Apart from using membrane technologies, processes that treat domestic waste water to a standard that allows them to be used for low end use or for discharge into inland surface sources without damaging them can be adopted. The LUCAS (Lueven University Cyclic Activated Sludge) process, that incorporates all the advantages of the SBR sequential batch reactor (SBR) while eliminating all disadvantages of conventional systems as well as the variable volume SBR systems, are used extensively. This process treats the waste water to a standard higher then the conventional discharge norms along with removal of nitrogen and phosphorus which makes the treated water suitable for discharge to lakes and rivers without hampering the water body. Removal of these nutrients ensures that the health of the receiving water body is preserved.
Recycled water is most commonly used for non-potable purposes, such as agriculture, landscape, public parks and golf course irrigation, toilet flushing, car washing etc.. Other non-potable, high end applications include cooling water and industrial process water. However, the uses of recycled water are expected to expand in order to accommodate the needs of the environment and growing water supply demands. Advances in wastewater treatment technology and health studies of indirect potable reuse may result in planned indirect potable reuse becoming in the not so far future. more common. Such projects would include augmenting surface water reservoirs and recharging ground water aquifers to augment ground water supplies and to provent salt water intrusion into coastal areas.

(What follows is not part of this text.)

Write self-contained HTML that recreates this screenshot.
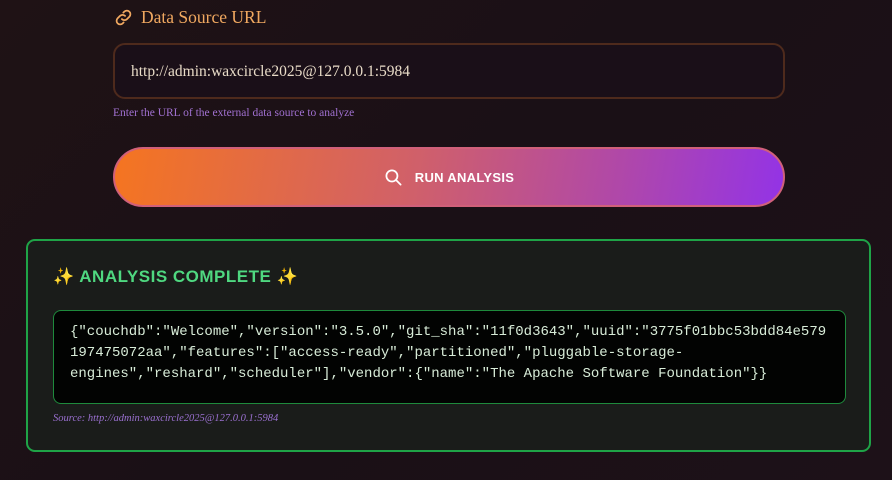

Apart from helping meet the growing demand for water, recycle of municipal waste water would also yield enormous environmental benefits such as avoiding the discharge of waste water into the surface waters reduces & prevents pollution; and preserving or augmenting ground water resources.
The future outlook for sustainable development and environment protection would be recycle and reuse of municipal waste water. However it requires public participation, better coordination among the various agencies involved, a need for policy and its implementation and application of latest technologies.